Goal of the exercise.
All lines holding the string "components" are to be shown.

Supplied material.

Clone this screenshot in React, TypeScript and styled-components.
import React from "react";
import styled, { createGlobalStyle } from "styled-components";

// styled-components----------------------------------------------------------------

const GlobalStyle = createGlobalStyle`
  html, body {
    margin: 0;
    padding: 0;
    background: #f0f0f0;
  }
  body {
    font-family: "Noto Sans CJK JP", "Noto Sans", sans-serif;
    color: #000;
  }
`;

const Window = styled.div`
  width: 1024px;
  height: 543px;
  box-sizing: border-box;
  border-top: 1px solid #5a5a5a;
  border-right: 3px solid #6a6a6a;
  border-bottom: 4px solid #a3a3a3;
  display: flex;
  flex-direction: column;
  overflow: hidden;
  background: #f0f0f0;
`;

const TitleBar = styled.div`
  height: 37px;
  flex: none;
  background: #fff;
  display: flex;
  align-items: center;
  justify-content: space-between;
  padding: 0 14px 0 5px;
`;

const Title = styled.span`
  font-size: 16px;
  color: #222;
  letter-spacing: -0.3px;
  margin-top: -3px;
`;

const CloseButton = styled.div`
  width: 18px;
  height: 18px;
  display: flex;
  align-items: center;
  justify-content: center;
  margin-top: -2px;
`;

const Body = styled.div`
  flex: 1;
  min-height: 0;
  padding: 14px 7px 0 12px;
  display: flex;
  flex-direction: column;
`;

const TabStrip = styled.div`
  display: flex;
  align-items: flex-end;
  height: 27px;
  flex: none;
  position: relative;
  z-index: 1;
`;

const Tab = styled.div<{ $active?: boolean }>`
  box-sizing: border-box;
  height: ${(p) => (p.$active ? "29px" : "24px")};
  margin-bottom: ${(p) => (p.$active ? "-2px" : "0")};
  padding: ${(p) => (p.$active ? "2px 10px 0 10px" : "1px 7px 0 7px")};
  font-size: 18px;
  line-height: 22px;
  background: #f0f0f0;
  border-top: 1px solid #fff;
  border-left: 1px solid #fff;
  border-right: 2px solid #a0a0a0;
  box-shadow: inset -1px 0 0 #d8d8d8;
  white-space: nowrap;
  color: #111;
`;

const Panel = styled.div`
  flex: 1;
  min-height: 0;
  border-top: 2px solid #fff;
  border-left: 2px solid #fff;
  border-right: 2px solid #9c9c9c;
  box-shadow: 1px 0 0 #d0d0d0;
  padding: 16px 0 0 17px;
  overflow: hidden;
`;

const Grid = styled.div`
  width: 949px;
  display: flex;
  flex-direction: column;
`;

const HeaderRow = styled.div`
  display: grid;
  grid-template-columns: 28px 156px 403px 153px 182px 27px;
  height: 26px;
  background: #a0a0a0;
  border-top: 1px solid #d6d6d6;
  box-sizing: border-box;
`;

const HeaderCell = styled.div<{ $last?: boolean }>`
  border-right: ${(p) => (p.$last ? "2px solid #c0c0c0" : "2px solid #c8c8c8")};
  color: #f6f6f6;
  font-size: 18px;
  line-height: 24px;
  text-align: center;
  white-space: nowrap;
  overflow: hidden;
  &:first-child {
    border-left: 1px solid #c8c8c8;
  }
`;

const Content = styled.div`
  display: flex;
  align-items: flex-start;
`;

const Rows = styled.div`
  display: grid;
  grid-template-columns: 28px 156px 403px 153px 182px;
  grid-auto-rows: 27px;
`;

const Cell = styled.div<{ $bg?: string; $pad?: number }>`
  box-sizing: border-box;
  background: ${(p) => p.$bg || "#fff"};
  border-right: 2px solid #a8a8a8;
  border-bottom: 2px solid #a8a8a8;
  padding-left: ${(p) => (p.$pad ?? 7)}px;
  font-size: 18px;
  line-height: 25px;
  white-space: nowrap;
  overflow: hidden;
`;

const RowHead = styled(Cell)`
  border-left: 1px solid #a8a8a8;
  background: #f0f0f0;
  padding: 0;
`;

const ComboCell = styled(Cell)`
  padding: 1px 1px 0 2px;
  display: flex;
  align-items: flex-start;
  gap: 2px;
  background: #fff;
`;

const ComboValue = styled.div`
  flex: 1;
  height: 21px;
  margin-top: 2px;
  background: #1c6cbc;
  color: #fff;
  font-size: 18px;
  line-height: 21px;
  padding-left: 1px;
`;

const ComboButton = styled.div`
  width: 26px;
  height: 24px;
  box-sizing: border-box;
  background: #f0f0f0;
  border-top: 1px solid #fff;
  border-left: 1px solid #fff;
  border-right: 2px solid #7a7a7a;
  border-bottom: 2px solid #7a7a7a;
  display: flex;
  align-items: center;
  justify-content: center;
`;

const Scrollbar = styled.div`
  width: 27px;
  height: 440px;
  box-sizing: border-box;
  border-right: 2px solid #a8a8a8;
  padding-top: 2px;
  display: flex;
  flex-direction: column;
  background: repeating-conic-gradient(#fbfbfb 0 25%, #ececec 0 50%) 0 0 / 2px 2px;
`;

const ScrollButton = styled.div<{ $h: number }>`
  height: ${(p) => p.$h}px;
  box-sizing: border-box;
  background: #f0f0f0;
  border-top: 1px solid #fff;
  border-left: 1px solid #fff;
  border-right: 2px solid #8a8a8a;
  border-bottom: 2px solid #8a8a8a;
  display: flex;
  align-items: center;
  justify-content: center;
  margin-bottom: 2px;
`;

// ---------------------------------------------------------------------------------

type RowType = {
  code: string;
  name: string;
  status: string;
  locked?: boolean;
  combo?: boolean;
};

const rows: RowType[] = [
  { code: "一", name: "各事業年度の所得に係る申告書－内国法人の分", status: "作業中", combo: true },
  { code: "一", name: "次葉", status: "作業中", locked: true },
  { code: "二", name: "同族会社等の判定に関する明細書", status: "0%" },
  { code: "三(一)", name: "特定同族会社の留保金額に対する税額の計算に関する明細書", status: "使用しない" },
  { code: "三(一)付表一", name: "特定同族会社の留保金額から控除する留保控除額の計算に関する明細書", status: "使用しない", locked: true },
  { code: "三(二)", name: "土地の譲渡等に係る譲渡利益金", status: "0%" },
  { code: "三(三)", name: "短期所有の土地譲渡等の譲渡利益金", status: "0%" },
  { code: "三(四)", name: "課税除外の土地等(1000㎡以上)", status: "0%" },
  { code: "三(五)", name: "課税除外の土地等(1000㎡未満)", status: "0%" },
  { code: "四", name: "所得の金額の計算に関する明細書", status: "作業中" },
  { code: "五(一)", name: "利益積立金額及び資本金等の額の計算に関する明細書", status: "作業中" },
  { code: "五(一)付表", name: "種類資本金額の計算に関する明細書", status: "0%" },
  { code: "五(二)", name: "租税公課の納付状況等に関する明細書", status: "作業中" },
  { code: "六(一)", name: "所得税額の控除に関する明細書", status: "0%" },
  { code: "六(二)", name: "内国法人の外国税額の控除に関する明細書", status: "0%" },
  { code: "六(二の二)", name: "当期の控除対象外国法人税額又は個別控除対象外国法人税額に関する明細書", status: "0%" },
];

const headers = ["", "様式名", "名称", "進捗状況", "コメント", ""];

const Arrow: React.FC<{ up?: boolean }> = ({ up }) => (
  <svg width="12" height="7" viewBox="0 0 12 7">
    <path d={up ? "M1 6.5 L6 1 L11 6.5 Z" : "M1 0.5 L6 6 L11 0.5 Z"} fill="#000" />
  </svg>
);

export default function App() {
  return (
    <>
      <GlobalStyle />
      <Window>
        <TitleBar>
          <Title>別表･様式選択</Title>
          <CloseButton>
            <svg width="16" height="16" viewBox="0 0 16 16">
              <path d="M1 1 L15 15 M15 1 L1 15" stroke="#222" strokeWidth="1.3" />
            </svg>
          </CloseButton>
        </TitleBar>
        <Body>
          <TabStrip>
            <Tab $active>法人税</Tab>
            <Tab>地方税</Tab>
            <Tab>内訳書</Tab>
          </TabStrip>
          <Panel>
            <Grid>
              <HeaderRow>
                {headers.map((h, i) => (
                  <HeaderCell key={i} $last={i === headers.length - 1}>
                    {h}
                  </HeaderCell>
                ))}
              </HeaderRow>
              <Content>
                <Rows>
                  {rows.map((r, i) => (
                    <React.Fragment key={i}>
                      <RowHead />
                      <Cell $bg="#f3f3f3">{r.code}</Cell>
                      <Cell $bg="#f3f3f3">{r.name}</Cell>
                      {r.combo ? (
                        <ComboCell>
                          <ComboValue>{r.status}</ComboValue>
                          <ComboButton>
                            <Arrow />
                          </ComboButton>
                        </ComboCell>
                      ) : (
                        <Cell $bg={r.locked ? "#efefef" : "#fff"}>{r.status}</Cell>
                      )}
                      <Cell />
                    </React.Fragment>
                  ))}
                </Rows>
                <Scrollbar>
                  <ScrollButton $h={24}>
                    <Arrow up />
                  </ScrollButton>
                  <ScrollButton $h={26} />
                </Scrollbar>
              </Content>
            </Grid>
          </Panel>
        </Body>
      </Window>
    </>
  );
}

Right answer.
Clone this screenshot in React, TypeScript and styled-components.
import styled, { createGlobalStyle } from "styled-components";
// styled-components----------------------------------------------------------------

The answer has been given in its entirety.